Rows from a dataset of pages and code
——————————

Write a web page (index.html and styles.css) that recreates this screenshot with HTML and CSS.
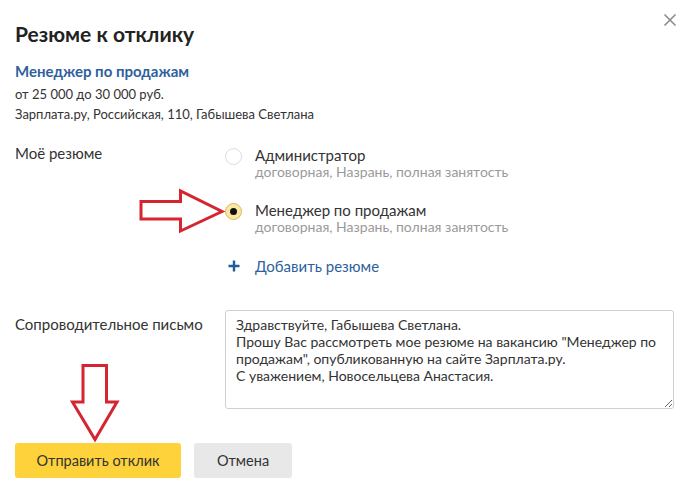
FILE: index.html
```html
<!DOCTYPE html>
<html lang="ru">
<head>
<meta charset="utf-8">
<title>Резюме к отклику</title>
<link rel="stylesheet" href="styles.css">
</head>
<body>
<div class="dialog">
  <button class="close" aria-label="Закрыть">
    <svg width="14" height="14" viewBox="0 0 14 14"><path d="M1.5 1.5 L12.5 12.5 M12.5 1.5 L1.5 12.5" stroke="#8c8c8c" stroke-width="1.6" fill="none"/></svg>
  </button>
  <h1 class="title">Резюме к отклику</h1>
  <div class="vacancy">
    <a class="vacancy-name" href="#">Менеджер по продажам</a>
    <div class="vacancy-line first">от 25 000 до 30 000 руб.</div>
    <div class="vacancy-line">Зарплата.ру, Российская, 110, Габышева Светлана</div>
  </div>

  <div class="form-row resumes-row">
    <div class="row-label">Моё резюме</div>
    <div class="options">
      <label class="option">
        <span class="radio"></span>
        <span class="option-text">
          <span class="option-title">Администратор</span>
          <span class="option-sub">договорная, Назрань, полная занятость</span>
        </span>
      </label>
      <label class="option">
        <span class="radio checked"></span>
        <span class="option-text">
          <span class="option-title">Менеджер по продажам</span>
          <span class="option-sub">договорная, Назрань, полная занятость</span>
        </span>
      </label>
      <a class="add-resume" href="#">
        <span class="plus"><svg width="12" height="12" viewBox="0 0 12 12"><path d="M6 0.5 V11.5 M0.5 6 H11.5" stroke="#1f5b9c" stroke-width="2.4" fill="none"/></svg></span>
        <span class="add-text">Добавить резюме</span>
      </a>
    </div>
  </div>

  <div class="form-row letter-row">
    <div class="row-label letter-label">Сопроводительное письмо</div>
    <textarea class="letter">Здравствуйте, Габышева Светлана.
Прошу Вас рассмотреть мое резюме на вакансию "Менеджер по продажам", опубликованную на сайте Зарплата.ру.
С уважением, Новосельцева Анастасия.</textarea>
  </div>

  <div class="actions">
    <button class="btn btn-primary">Отправить отклик</button>
    <button class="btn btn-secondary">Отмена</button>
  </div>

  <svg class="annotations" width="688" height="494" viewBox="0 0 688 494">
    <polygon points="141,201.5 180.5,201.5 180.5,191 222,211.5 180.5,231 180.5,219 141,219" fill="#fff" stroke="#d42530" stroke-width="3" stroke-linejoin="miter"/>
    <polygon points="83,365.5 106.5,365.5 106.5,402 117,402 95,439.5 72.5,402 83,402" fill="#fff" stroke="#d42530" stroke-width="3" stroke-linejoin="miter"/>
  </svg>
</div>
</body>
</html>
```

FILE: styles.css
```css
* { box-sizing: border-box; }
html, body { margin: 0; padding: 0; background: #fff; }
body {
  font-family: Lato, "Open Sans", "Liberation Sans", sans-serif;
  color: #333;
  width: 688px;
  height: 494px;
  overflow: hidden;
}
.dialog {
  position: relative;
  padding: 22px 15px 0 15px;
  height: 494px;
}
.close {
  position: absolute;
  top: 13px;
  right: 11px;
  width: 14px;
  height: 14px;
  padding: 0;
  border: 0;
  background: none;
  display: flex;
}
.title {
  margin: 0;
  font-size: 21px;
  line-height: 24px;
  font-weight: 700;
  color: #222;
}
.vacancy {
  margin-top: 15px;
  display: flex;
  flex-direction: column;
}
.vacancy-name {
  font-size: 15px;
  line-height: 20px;
  font-weight: 700;
  color: #2f5f9e;
  text-decoration: none;
}
.vacancy-line {
  font-size: 13px;
  line-height: 20px;
  color: #333;
}
.vacancy-line.first { margin-top: 3px; }
.form-row {
  display: grid;
  grid-template-columns: 210px 1fr;
}
.resumes-row { margin-top: 19px; }
.row-label {
  font-size: 15px;
  line-height: 20px;
  color: #333;
}
.options {
  padding-top: 4px;
  display: flex;
  flex-direction: column;
  gap: 22px;
}
.option {
  display: flex;
  gap: 13px;
  align-items: flex-start;
}
.radio {
  width: 17px;
  height: 17px;
  margin-top: 1px;
  border-radius: 50%;
  border: 1px solid #dcdcdc;
  background: #fff;
  flex: none;
  display: flex;
  align-items: center;
  justify-content: center;
}
.radio.checked {
  background: #fbe6a4;
  border-color: #d8b863;
}
.radio.checked::after {
  content: "";
  width: 7px;
  height: 7px;
  border-radius: 50%;
  background: #111;
}
.option-text {
  display: flex;
  flex-direction: column;
}
.option-title {
  font-size: 15px;
  line-height: 17px;
  color: #333;
}
.option-sub {
  font-size: 14px;
  line-height: 16px;
  color: #9a9a9a;
}
.add-resume {
  display: flex;
  gap: 13px;
  align-items: center;
  text-decoration: none;
  color: #2f5f9e;
  font-size: 15px;
  line-height: 18px;
}
.plus {
  width: 17px;
  display: flex;
  justify-content: center;
}
.letter-row { margin-top: 35px; }
.letter-label {
  padding-top: 6px;
  line-height: 17px;
}
.letter {
  width: 449px;
  height: 99px;
  border: 1px solid #cfcfcf;
  border-radius: 3px;
  padding: 5px 8px 5px 10px;
  font-family: Lato, "Open Sans", "Liberation Sans", sans-serif;
  font-size: 14px;
  line-height: 17px;
  color: #333;
  resize: both;
  overflow: hidden;
}
.actions {
  margin-top: 34px;
  display: flex;
  gap: 13px;
}
.btn {
  height: 35px;
  padding: 0;
  border: 0;
  border-radius: 3px;
  font-family: Lato, "Open Sans", "Liberation Sans", sans-serif;
  font-size: 14.5px;
  color: #333;
  white-space: nowrap;
  text-align: center;
}
.btn-primary { background: #fdd23a; width: 166px; }
.btn-secondary { background: #e8e8e8; width: 98px; }
.annotations {
  position: absolute;
  left: 0;
  top: 0;
  pointer-events: none;
}
```
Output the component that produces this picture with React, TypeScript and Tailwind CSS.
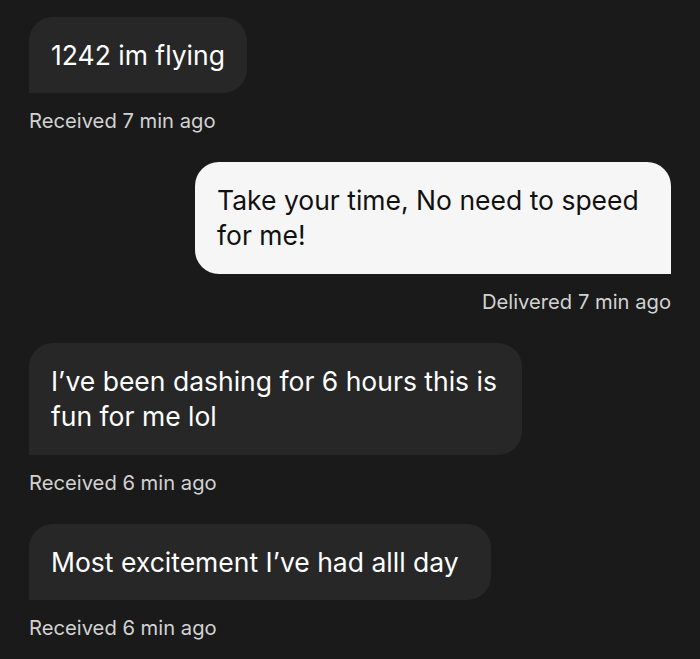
export default function App() {
  const font = { fontFamily: "Inter, 'Noto Sans', sans-serif" };
  return (
    <div
      className="w-[700px] h-[659px] bg-[#1a1a1a] overflow-hidden px-[29px] pt-[17px] flex flex-col"
      style={font}
    >
      <div className="self-start w-[218px] bg-[#272727] text-white rounded-t-[24px] rounded-br-[24px] px-[22px] py-[21px] text-[26.5px] leading-[34px] whitespace-nowrap">
        1242 im flying
      </div>
      <div className="mt-[16px] text-[20.2px] leading-[24px] text-[#d2d2d2]">Received 7 min ago</div>

      <div className="mt-[29px] self-end w-[476px] bg-[#f6f6f6] text-[#111111] rounded-t-[24px] rounded-bl-[24px] px-[22px] py-[21px] text-[26.5px] leading-[35px] whitespace-nowrap">
        Take your time, No need to speed
        <br />
        for me!
      </div>
      <div className="mt-[16px] self-end text-[20.2px] leading-[24px] text-[#d2d2d2]">Delivered 7 min ago</div>

      <div className="mt-[29px] self-start w-[493px] bg-[#272727] text-white rounded-t-[24px] rounded-br-[24px] px-[22px] py-[21px] text-[26.5px] leading-[35px] whitespace-nowrap">
        I’ve been dashing for 6 hours this is
        <br />
        fun for me lol
      </div>
      <div className="mt-[16px] text-[20.2px] leading-[24px] text-[#d2d2d2]">Received 6 min ago</div>

      <div className="mt-[29px] self-start w-[462px] bg-[#272727] text-white rounded-t-[24px] rounded-br-[24px] px-[22px] py-[21px] text-[26.5px] leading-[34px] whitespace-nowrap">
        Most excitement I’ve had alll day
      </div>
      <div className="mt-[16px] text-[20.2px] leading-[24px] text-[#d2d2d2]">Received 6 min ago</div>
    </div>
  );
}
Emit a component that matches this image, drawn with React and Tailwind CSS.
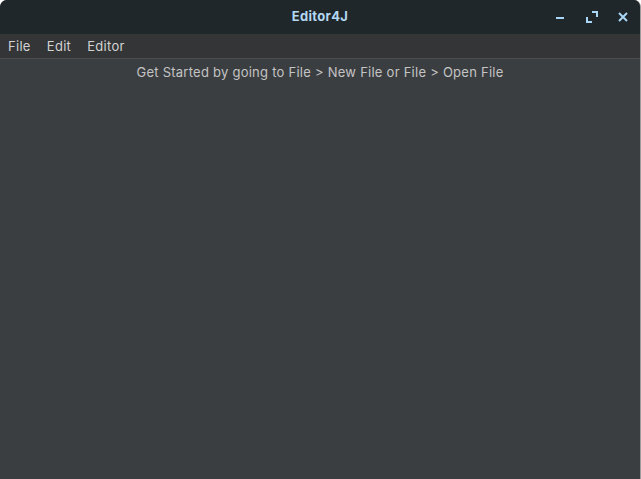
import React from 'react';

const font = { fontFamily: 'Inter, "Noto Sans", sans-serif' };

const App = () => {
    return (
        <div className="w-[641px] h-[479px] bg-white overflow-hidden" style={font}>
            <div className="flex flex-col h-full rounded-t-[7px] overflow-hidden bg-[#3b3e41] border-r border-[#9c9c9c]">
                {/* title bar */}
                <div className="relative flex items-center justify-center h-[34px] bg-[#1f272b] shrink-0">
                    <span className="text-[13px] font-bold tracking-[0.3px] text-[#b3d8f2]">Editor4J</span>
                    <div className="absolute right-0 top-0 h-full flex items-center">
                        <button className="w-[32px] h-full flex items-center justify-center">
                            <svg width="10" height="10" viewBox="0 0 10 10">
                                <rect x="1" y="5" width="8" height="2" fill="#a9d6f5" />
                            </svg>
                        </button>
                        <button className="w-[32px] h-full flex items-center justify-center">
                            <svg width="12" height="12" viewBox="0 0 12 12" fill="#a9d6f5">
                                <rect x="6" y="0" width="6" height="2" />
                                <rect x="10" y="0" width="2" height="6" />
                                <rect x="0" y="10" width="6" height="2" />
                                <rect x="0" y="6" width="2" height="6" />
                            </svg>
                        </button>
                        <button className="w-[32px] h-full flex items-center justify-center pr-[2px]">
                            <svg width="10" height="10" viewBox="0 0 10 10">
                                <path d="M1 1 L9 9 M9 1 L1 9" stroke="#a9d6f5" strokeWidth="2" />
                            </svg>
                        </button>
                    </div>
                </div>
                {/* menu bar */}
                <div className="flex items-center h-[25px] pt-[1px] bg-[#333537] border-b border-[#4b4d4f] shrink-0 text-[13px] tracking-[0.3px] text-[#d2d2d2]">
                    <span className="pl-[8px] pr-[8px]">File</span>
                    <span className="px-[8px]">Edit</span>
                    <span className="px-[8px]">Editor</span>
                </div>
                {/* content */}
                <div className="flex-1 flex justify-center pt-[4px]">
                    <span className="text-[13px] tracking-[0.25px] text-[#c4c4c4]">Get Started by going to File &gt; New File or File &gt; Open File</span>
                </div>
            </div>
        </div>
    );
};

export default App;
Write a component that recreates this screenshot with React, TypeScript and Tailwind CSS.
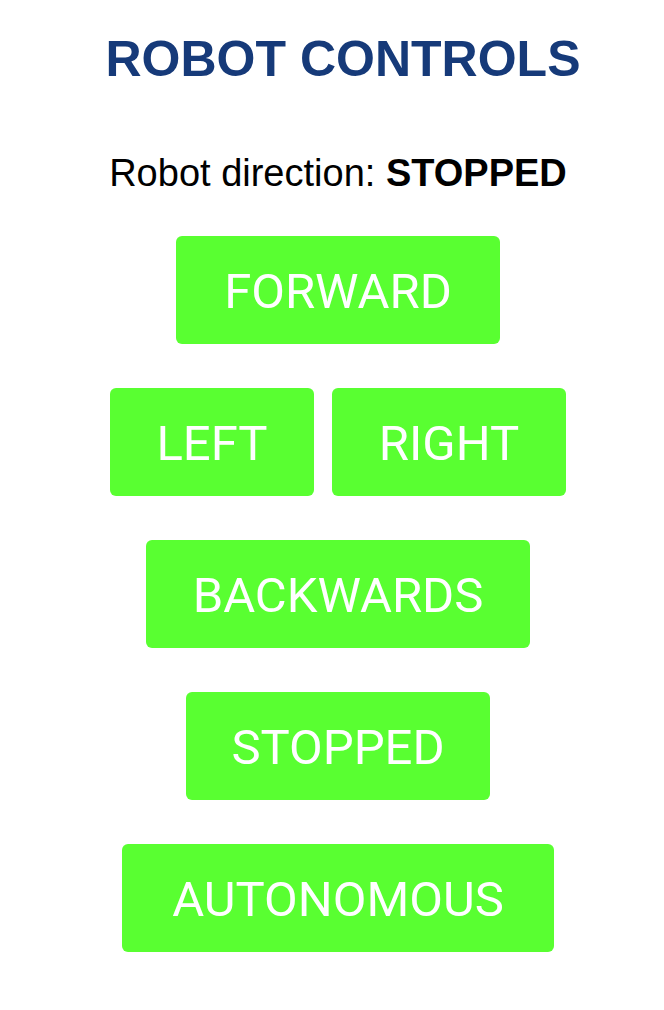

——————————

### Problem details
All lines that include "index" are to be gathered and copied.

### Exercise response
Write a web page (index.html and styles.css) that recreates this screenshot with HTML and CSS.
FILE: index.html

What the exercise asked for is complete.